>>>>>

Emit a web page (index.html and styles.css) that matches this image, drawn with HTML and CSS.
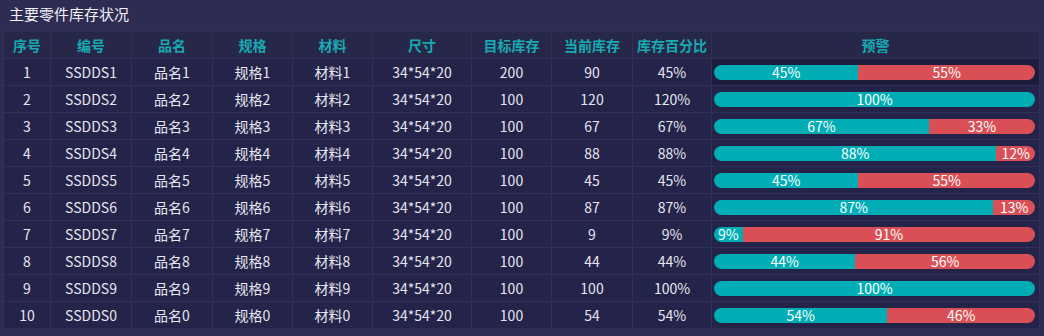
FILE: index.html
```html
<!DOCTYPE html>
<html lang="zh-CN">
<head>
    <meta charset="UTF-8">
    <title>主要零件库存状况</title>
    <link rel="stylesheet" href="styles.css">
</head>
<body>
    <div class="panel">
        <div class="panel-title">主要零件库存状况</div>
        <table class="stock-table">
            <colgroup>
                <col style="width:47px">
                <col style="width:81px">
                <col style="width:81px">
                <col style="width:80px">
                <col style="width:80px">
                <col style="width:99px">
                <col style="width:80px">
                <col style="width:81px">
                <col style="width:79px">
                <col>
            </colgroup>
            <thead>
                <tr>
                    <th>序号</th><th>编号</th><th>品名</th><th>规格</th><th>材料</th>
                    <th>尺寸</th><th>目标库存</th><th>当前库存</th><th>库存百分比</th><th>预警</th>
                </tr>
            </thead>
            <tbody id="rows"></tbody>
        </table>
    </div>

    <script>
        const data = [
            [1, 'SSDDS1', '品名1', '规格1', '材料1', 200, 90, 45],
            [2, 'SSDDS2', '品名2', '规格2', '材料2', 100, 120, 120],
            [3, 'SSDDS3', '品名3', '规格3', '材料3', 100, 67, 67],
            [4, 'SSDDS4', '品名4', '规格4', '材料4', 100, 88, 88],
            [5, 'SSDDS5', '品名5', '规格5', '材料5', 100, 45, 45],
            [6, 'SSDDS6', '品名6', '规格6', '材料6', 100, 87, 87],
            [7, 'SSDDS7', '品名7', '规格7', '材料7', 100, 9, 9],
            [8, 'SSDDS8', '品名8', '规格8', '材料8', 100, 44, 44],
            [9, 'SSDDS9', '品名9', '规格9', '材料9', 100, 100, 100],
            [10, 'SSDDS0', '品名0', '规格0', '材料0', 100, 54, 54]
        ];

        function bar(pct) {
            const ok = Math.min(pct, 100);
            const rest = 100 - ok;
            let html = '<div class="bar">';
            html += `<div class="seg ok" style="width:${ok}%">${ok}%</div>`;
            if (rest > 0) {
                html += `<div class="seg warn" style="width:${rest}%">${rest}%</div>`;
            }
            return html + '</div>';
        }

        const tbody = document.getElementById('rows');
        tbody.innerHTML = data.map((r, i) => `
            <tr>
                <td>${r[0]}</td><td>${r[1]}</td><td>${r[2]}</td><td>${r[3]}</td><td>${r[4]}</td>
                <td>34*54*20</td><td>${r[5]}</td><td>${r[6]}</td><td>${r[7]}%</td>
                <td class="bar-cell${i === 0 ? ' active' : ''}">${bar(r[7])}</td>
            </tr>`).join('');
    </script>
</body>
</html>
```

FILE: styles.css
```css
body {
    margin: 0;
    background: #2e2c52;
    font-family: "Microsoft YaHei", "Noto Sans CJK SC", sans-serif;
    color: #e6e6f0;
}

.panel {
    padding: 4px 4px 0 3px;
    height: 336px;
    box-sizing: border-box;
}

.panel-title {
    font-size: 15px;
    color: #f2f2f8;
    padding-left: 6px;
    height: 27px;
    line-height: 20px;
}

.stock-table {
    width: 1037px;
    border-collapse: collapse;
    table-layout: fixed;
    font-size: 14px;
}

.stock-table th,
.stock-table td {
    border: 1px solid #30305a;
    text-align: center;
    height: 26px;
    padding: 0;
    white-space: nowrap;
}

.stock-table th {
    background: #272749;
    color: #17aab3;
    font-weight: bold;
    font-size: 14px;
}

.stock-table td {
    background: #24244a;
}

.stock-table td.active {
    background: #1c1c3d;
}

.bar-cell {
    padding: 0 4px 0 2px !important;
}

.bar {
    display: flex;
    height: 15px;
}

.seg {
    font-size: 14px;
    line-height: 15px;
    color: #ffffff;
    text-align: center;
    white-space: nowrap;
}

.seg:first-child {
    border-radius: 8px 0 0 8px;
}

.seg:last-child {
    border-radius: 0 8px 8px 0;
}

.seg:only-child {
    border-radius: 8px;
}

.seg.ok {
    background: #00adb5;
}

.seg.warn {
    background: #d94f55;
}
```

<<<<<

Exercise aim: Without the pictures, print the whole listing exactly as given.

Answer to the problem:
Emit a web page (index.html and styles.css) that matches this image, drawn with HTML and CSS.
FILE: index.html
```html
<!DOCTYPE html>
<html lang="zh-CN">
<head>
    <meta charset="UTF-8">
    <title>主要零件库存状况</title>
    <link rel="stylesheet" href="styles.css">
</head>
<body>
    <div class="panel">
        <div class="panel-title">主要零件库存状况</div>
        <table class="stock-table">
            <colgroup>
                <col style="width:47px">
                <col style="width:81px">
                <col style="width:81px">
                <col style="width:80px">
                <col style="width:80px">
                <col style="width:99px">
                <col style="width:80px">
                <col style="width:81px">
                <col style="width:79px">
                <col>
            </colgroup>
            <thead>
                <tr>
                    <th>序号</th><th>编号</th><th>品名</th><th>规格</th><th>材料</th>
                    <th>尺寸</th><th>目标库存</th><th>当前库存</th><th>库存百分比</th><th>预警</th>
                </tr>
            </thead>
            <tbody id="rows"></tbody>
        </table>
    </div>

    <script>
        const data = [
            [1, 'SSDDS1', '品名1', '规格1', '材料1', 200, 90, 45],
            [2, 'SSDDS2', '品名2', '规格2', '材料2', 100, 120, 120],
            [3, 'SSDDS3', '品名3', '规格3', '材料3', 100, 67, 67],
            [4, 'SSDDS4', '品名4', '规格4', '材料4', 100, 88, 88],
            [5, 'SSDDS5', '品名5', '规格5', '材料5', 100, 45, 45],
            [6, 'SSDDS6', '品名6', '规格6', '材料6', 100, 87, 87],
            [7, 'SSDDS7', '品名7', '规格7', '材料7', 100, 9, 9],
            [8, 'SSDDS8', '品名8', '规格8', '材料8', 100, 44, 44],
            [9, 'SSDDS9', '品名9', '规格9', '材料9', 100, 100, 100],
            [10, 'SSDDS0', '品名0', '规格0', '材料0', 100, 54, 54]
        ];

        function bar(pct) {
            const ok = Math.min(pct, 100);
            const rest = 100 - ok;
            let html = '<div class="bar">';
            html += `<div class="seg ok" style="width:${ok}%">${ok}%</div>`;
            if (rest > 0) {
                html += `<div class="seg warn" style="width:${rest}%">${rest}%</div>`;
            }
            return html + '</div>';
        }

        const tbody = document.getElementById('rows');
        tbody.innerHTML = data.map((r, i) => `
            <tr>
                <td>${r[0]}</td><td>${r[1]}</td><td>${r[2]}</td><td>${r[3]}</td><td>${r[4]}</td>
                <td>34*54*20</td><td>${r[5]}</td><td>${r[6]}</td><td>${r[7]}%</td>
                <td class="bar-cell${i === 0 ? ' active' : ''}">${bar(r[7])}</td>
            </tr>`).join('');
    </script>
</body>
</html>
```

FILE: styles.css
```css
body {
    margin: 0;
    background: #2e2c52;
    font-family: "Microsoft YaHei", "Noto Sans CJK SC", sans-serif;
    color: #e6e6f0;
}

.panel {
    padding: 4px 4px 0 3px;
    height: 336px;
    box-sizing: border-box;
}

.panel-title {
    font-size: 15px;
    color: #f2f2f8;
    padding-left: 6px;
    height: 27px;
    line-height: 20px;
}

.stock-table {
    width: 1037px;
    border-collapse: collapse;
    table-layout: fixed;
    font-size: 14px;
}

.stock-table th,
.stock-table td {
    border: 1px solid #30305a;
    text-align: center;
    height: 26px;
    padding: 0;
    white-space: nowrap;
}

.stock-table th {
    background: #272749;
    color: #17aab3;
    font-weight: bold;
    font-size: 14px;
}

.stock-table td {
    background: #24244a;
}

.stock-table td.active {
    background: #1c1c3d;
}

.bar-cell {
    padding: 0 4px 0 2px !important;
}

.bar {
    display: flex;
    height: 15px;
}

.seg {
    font-size: 14px;
    line-height: 15px;
    color: #ffffff;
    text-align: center;
    white-space: nowrap;
}

.seg:first-child {
    border-radius: 8px 0 0 8px;
}

.seg:last-child {
    border-radius: 0 8px 8px 0;
}

.seg:only-child {
    border-radius: 8px;
}

.seg.ok {
    background: #00adb5;
}

.seg.warn {
    background: #d94f55;
}
```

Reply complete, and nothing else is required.